Gigi Riva, i Tazenda e altri sardismi oggi

“Spunta la luna dal monte” cantava Pierangelo Bertoli con i Tazenda, mitico gruppo musicale sardo etno-pop che si alternavano con il cantautore con parole in rigorosa lingua sarda. Lingua e non dialetto, perché sull’isola ci tengono a chiarire che di lingua si tratta, e di cultura, quella millenaria, che viene da un popolo che ha imparato a vincere senza paura di soffrire. Come quando il Cagliari di Gigi Riva ha conquistato uno scudetto (1969/70) che ancora oggi, a distanza di più di mezzo secolo, fa ancora emozionare e parlare, tanto da ispirare libri e racconti al cinema e in tv.

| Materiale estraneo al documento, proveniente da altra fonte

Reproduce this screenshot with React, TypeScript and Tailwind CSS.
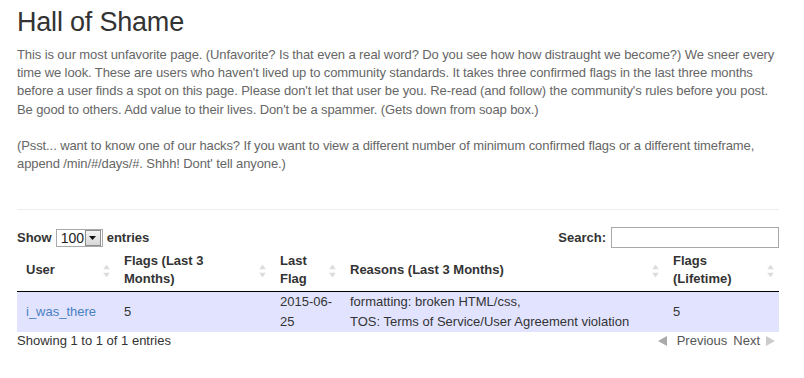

Ed è così, oggi, con Claudio Ranieri, con una promozione in serie A che ebbe del magico prima e una salvezza miracolosa in rimonta poi, che fa cantare “Spunta la luna dal monte”.

Davide Nicola ultimo guerriero sardo

E, sicuramente, anche Davide Nicola, che di “garra” sarda, anche senza essere nato in Sardinia, ne ha da vendere, starà caricando i suoi e deliziando tifosi fedeli come pochi. Il Cagliari Calcio edizione 2024/2025 cosa farà si capirà soltanto nella primavera del prossimo anno, ma la capacità di non arrendersi e di impegnarsi, testa bassa e pedalare, è garantita dalle parti dei Nuraghi.